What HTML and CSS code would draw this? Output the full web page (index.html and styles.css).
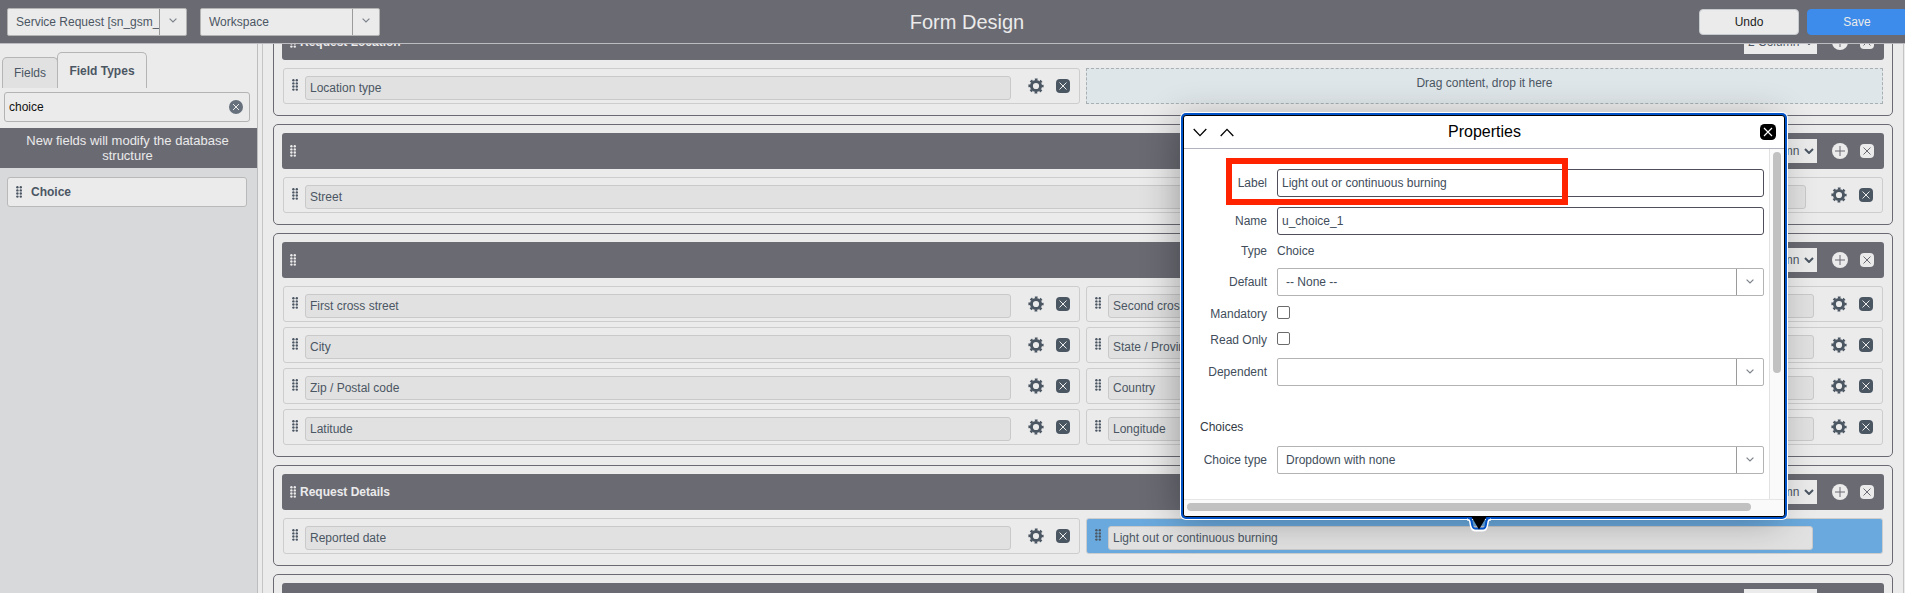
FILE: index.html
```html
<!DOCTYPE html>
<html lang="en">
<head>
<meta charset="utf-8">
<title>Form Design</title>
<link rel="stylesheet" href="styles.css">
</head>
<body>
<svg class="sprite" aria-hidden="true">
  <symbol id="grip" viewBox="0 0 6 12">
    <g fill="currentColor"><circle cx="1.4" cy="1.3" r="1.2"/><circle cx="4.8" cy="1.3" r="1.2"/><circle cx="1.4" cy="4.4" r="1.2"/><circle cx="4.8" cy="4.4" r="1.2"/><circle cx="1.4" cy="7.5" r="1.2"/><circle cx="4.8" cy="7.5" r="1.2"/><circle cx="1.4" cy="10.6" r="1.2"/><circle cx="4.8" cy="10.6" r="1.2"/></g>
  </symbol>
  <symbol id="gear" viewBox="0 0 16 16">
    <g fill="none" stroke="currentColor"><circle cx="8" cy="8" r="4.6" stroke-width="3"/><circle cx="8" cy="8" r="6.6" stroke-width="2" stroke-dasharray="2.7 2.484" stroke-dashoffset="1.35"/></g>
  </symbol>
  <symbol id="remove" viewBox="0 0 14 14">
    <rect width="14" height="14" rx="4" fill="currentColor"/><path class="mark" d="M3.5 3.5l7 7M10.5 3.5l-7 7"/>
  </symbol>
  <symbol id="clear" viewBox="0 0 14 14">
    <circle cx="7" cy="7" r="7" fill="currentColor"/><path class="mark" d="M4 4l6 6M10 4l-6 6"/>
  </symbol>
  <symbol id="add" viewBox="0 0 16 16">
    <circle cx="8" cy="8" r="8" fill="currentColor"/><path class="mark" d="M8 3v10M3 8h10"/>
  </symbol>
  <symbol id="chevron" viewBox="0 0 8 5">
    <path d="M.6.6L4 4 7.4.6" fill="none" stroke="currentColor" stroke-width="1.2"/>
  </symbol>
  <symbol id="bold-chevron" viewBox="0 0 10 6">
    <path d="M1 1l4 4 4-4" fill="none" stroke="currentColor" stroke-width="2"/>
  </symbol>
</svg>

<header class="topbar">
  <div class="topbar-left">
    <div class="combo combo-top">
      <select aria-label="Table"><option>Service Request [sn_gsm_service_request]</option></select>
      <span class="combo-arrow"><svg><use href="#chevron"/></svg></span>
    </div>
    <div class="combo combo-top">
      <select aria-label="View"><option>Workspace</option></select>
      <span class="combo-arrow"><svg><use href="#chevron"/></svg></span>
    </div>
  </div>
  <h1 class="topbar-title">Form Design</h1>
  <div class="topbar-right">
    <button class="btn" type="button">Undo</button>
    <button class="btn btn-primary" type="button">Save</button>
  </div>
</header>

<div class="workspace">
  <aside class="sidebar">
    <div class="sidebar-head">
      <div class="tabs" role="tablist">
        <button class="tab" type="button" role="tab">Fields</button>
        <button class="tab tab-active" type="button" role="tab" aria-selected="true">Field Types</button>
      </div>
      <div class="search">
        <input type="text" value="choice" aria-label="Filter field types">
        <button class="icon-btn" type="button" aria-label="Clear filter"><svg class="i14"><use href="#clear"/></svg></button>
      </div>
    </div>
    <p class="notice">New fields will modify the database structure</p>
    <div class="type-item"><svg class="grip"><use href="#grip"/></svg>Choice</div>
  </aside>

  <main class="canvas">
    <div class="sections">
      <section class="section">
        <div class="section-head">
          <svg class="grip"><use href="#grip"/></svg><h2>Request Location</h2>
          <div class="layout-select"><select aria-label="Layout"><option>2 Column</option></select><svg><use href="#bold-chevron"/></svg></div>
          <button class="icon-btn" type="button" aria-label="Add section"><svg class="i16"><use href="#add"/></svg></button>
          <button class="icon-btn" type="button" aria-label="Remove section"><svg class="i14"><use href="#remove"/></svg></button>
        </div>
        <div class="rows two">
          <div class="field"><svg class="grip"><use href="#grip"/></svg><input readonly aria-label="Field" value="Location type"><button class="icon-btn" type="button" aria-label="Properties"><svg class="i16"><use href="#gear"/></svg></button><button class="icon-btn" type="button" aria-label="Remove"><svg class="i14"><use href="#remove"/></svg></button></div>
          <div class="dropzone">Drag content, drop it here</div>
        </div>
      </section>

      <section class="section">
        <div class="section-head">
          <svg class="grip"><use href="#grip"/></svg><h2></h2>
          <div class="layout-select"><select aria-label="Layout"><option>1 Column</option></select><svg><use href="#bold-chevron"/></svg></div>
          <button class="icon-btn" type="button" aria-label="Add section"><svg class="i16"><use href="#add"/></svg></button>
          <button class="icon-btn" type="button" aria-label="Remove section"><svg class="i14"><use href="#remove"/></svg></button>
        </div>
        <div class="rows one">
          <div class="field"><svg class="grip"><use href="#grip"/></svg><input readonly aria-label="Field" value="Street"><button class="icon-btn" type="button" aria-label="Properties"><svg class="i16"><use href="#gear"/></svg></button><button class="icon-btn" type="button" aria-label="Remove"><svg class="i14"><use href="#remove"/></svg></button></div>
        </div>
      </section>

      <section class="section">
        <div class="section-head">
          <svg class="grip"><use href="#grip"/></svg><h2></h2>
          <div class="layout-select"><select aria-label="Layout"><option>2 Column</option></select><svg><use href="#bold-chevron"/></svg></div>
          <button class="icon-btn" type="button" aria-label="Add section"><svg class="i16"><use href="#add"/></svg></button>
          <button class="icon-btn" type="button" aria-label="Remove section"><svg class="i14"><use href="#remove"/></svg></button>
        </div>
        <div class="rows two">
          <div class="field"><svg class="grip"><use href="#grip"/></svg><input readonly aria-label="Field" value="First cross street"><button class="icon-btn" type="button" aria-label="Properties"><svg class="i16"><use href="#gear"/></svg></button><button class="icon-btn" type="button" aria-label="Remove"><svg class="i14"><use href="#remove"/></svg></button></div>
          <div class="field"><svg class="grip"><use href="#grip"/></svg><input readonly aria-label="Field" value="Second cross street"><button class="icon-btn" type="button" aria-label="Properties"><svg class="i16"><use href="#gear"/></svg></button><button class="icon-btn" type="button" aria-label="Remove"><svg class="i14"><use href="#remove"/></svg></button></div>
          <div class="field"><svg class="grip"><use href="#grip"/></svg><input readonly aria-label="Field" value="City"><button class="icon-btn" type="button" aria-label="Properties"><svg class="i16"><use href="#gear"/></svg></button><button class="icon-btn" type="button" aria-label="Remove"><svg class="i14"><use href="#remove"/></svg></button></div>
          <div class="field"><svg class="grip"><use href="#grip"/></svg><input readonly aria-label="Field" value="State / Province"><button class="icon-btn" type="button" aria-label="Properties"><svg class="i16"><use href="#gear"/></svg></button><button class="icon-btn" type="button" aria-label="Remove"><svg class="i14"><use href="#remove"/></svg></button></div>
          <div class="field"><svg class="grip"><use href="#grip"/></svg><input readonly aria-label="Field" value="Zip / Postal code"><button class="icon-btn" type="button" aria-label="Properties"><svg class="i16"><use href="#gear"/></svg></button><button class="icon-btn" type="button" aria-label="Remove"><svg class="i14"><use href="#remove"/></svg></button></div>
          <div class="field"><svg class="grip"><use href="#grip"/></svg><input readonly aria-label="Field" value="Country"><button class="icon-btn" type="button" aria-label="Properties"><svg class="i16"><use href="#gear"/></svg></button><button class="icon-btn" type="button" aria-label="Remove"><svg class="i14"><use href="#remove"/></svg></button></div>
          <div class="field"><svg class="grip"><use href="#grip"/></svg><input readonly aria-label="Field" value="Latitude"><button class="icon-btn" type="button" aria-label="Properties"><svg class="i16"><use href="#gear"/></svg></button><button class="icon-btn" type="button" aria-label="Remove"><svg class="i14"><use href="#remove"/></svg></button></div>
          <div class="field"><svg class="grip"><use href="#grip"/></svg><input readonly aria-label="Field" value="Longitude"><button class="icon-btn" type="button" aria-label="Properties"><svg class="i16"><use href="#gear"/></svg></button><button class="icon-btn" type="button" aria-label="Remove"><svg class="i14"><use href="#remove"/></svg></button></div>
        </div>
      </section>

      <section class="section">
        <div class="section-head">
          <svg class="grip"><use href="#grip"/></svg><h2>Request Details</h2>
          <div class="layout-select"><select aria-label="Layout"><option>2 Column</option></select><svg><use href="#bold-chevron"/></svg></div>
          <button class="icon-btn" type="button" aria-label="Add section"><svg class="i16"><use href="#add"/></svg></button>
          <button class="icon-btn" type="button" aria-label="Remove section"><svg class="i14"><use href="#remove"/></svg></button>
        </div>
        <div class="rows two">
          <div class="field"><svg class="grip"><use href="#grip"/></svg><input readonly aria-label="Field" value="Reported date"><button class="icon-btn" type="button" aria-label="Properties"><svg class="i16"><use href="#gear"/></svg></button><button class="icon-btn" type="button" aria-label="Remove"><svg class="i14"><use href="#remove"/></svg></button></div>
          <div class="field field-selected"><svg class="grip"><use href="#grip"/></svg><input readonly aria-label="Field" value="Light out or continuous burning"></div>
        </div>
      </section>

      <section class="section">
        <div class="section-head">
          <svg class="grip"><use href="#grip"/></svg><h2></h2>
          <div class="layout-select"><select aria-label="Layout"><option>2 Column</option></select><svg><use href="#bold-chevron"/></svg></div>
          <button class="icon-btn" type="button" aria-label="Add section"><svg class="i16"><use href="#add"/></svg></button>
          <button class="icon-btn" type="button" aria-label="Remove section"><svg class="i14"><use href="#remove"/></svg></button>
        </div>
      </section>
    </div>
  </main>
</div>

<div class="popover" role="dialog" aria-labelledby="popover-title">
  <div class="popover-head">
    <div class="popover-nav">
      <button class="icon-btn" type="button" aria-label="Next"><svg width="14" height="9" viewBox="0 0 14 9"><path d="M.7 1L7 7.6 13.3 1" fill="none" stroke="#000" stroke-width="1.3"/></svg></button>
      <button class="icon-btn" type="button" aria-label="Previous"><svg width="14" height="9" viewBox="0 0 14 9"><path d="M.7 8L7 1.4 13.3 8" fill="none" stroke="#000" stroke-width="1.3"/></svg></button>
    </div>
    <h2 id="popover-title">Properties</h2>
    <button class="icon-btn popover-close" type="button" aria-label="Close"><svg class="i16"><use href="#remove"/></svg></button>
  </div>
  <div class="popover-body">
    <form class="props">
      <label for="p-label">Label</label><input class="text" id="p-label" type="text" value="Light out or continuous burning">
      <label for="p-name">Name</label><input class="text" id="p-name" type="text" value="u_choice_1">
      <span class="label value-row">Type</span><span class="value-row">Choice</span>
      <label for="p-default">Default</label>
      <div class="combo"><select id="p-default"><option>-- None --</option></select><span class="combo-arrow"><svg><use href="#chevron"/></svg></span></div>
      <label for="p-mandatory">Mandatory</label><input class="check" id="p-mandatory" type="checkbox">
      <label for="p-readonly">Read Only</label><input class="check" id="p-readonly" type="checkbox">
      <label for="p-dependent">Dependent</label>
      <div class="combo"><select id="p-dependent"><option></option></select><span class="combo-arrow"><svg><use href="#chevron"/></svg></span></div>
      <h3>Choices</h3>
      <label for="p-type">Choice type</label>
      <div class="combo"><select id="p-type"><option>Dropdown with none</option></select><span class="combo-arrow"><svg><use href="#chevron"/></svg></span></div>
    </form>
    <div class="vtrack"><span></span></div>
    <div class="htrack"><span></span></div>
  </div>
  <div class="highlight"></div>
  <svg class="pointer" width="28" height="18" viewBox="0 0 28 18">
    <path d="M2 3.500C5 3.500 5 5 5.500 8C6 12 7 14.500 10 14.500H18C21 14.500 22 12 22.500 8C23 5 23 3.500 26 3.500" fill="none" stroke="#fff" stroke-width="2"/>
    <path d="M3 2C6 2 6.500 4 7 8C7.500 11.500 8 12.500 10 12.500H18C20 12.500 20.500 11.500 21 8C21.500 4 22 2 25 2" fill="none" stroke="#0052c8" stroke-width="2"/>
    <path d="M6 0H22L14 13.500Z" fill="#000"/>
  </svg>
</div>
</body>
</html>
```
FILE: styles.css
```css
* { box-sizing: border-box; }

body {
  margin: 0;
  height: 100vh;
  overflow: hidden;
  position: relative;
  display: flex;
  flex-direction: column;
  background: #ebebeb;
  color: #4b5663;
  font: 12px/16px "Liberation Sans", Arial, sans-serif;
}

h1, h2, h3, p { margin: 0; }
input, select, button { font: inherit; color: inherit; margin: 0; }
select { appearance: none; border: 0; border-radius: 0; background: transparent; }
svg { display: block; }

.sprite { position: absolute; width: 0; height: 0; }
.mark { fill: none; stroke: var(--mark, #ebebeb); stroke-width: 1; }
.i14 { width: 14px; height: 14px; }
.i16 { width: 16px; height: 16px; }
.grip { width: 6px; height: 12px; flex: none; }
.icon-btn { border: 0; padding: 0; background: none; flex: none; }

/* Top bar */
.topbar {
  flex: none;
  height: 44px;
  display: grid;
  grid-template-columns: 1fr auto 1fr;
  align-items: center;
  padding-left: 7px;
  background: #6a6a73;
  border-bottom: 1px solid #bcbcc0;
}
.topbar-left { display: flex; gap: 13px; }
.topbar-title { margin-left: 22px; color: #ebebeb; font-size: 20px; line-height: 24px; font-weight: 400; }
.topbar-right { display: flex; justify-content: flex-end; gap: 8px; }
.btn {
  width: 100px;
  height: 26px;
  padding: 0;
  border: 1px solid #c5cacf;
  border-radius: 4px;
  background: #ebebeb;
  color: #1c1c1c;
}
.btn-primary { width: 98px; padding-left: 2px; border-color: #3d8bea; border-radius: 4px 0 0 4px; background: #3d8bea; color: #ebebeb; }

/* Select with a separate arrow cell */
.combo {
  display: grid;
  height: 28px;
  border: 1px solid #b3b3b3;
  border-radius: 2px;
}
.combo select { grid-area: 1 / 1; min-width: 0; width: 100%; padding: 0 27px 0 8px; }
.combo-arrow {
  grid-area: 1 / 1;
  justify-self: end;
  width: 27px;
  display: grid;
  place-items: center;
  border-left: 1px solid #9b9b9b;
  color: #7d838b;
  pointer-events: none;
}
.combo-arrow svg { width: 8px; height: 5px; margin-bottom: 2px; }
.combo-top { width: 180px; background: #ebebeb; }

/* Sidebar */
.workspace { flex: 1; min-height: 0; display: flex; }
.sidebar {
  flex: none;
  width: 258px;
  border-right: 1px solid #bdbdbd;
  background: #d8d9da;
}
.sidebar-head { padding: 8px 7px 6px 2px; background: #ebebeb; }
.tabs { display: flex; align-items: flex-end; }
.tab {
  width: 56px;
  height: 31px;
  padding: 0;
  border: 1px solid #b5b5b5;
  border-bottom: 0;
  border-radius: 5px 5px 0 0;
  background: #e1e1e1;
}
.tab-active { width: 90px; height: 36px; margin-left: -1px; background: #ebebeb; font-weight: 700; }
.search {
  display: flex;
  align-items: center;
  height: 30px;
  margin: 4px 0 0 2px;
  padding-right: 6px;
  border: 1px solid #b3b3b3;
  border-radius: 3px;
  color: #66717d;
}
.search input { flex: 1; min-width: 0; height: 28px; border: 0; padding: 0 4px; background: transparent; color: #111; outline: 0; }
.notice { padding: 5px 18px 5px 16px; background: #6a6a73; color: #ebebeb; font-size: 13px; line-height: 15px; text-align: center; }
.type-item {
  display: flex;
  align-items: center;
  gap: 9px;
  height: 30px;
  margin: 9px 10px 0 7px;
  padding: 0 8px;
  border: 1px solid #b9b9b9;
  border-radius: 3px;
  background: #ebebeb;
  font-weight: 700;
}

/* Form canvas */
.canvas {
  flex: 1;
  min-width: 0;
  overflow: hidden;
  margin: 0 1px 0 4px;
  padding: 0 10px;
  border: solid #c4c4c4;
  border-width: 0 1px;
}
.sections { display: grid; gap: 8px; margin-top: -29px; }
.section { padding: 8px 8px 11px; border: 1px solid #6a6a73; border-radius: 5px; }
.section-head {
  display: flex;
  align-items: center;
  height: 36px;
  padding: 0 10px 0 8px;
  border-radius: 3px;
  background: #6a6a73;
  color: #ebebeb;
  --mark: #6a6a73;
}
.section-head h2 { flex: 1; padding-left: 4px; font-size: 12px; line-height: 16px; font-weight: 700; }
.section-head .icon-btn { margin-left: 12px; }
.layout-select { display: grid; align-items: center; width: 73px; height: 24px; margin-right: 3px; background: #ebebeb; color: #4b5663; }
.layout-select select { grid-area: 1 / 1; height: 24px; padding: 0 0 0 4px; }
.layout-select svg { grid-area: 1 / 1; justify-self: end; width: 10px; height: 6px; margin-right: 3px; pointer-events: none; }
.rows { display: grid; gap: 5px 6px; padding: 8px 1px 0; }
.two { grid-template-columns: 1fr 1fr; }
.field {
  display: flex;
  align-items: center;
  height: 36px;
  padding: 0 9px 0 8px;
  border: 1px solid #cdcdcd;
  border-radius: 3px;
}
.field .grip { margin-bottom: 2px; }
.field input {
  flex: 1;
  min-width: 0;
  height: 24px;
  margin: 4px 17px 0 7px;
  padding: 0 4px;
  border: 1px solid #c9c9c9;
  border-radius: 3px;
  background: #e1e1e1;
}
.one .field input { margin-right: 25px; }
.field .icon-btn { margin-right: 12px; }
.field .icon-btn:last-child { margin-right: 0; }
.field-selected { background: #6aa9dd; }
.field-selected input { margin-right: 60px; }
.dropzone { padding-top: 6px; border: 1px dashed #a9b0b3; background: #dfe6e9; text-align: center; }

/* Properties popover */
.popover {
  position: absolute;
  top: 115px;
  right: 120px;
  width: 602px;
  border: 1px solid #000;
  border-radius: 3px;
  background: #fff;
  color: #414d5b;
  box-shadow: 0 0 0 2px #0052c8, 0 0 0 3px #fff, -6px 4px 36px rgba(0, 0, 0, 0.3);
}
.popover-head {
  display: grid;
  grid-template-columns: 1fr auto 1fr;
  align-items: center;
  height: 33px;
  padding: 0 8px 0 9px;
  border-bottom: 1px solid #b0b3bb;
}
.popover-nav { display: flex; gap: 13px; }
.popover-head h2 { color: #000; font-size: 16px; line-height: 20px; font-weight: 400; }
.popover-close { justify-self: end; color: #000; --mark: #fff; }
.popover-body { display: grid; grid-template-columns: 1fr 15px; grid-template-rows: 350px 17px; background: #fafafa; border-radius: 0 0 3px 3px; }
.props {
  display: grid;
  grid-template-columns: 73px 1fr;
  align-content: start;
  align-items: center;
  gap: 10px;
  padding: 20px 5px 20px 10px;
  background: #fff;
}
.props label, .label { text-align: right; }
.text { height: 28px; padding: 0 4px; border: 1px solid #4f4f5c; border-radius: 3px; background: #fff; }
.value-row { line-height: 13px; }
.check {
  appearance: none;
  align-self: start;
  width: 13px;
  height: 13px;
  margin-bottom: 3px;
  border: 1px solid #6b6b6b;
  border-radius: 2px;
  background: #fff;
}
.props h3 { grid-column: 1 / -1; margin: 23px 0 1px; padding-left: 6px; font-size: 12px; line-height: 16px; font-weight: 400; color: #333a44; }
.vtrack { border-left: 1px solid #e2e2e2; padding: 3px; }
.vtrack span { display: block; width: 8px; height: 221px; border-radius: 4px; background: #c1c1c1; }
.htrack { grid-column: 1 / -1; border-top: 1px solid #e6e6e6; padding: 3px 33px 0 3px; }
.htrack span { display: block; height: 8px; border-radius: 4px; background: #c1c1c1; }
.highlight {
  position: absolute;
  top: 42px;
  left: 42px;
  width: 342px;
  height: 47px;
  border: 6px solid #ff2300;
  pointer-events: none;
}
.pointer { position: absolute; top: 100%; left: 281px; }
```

## [TO BE DONE]
Using the listing, collect all lines in which the string "styles" is found.

## [SOLUTION TO THIS TASK]
What HTML and CSS code would draw this? Output the full web page (index.html and styles.css).
<link rel="stylesheet" href="styles.css">
FILE: styles.css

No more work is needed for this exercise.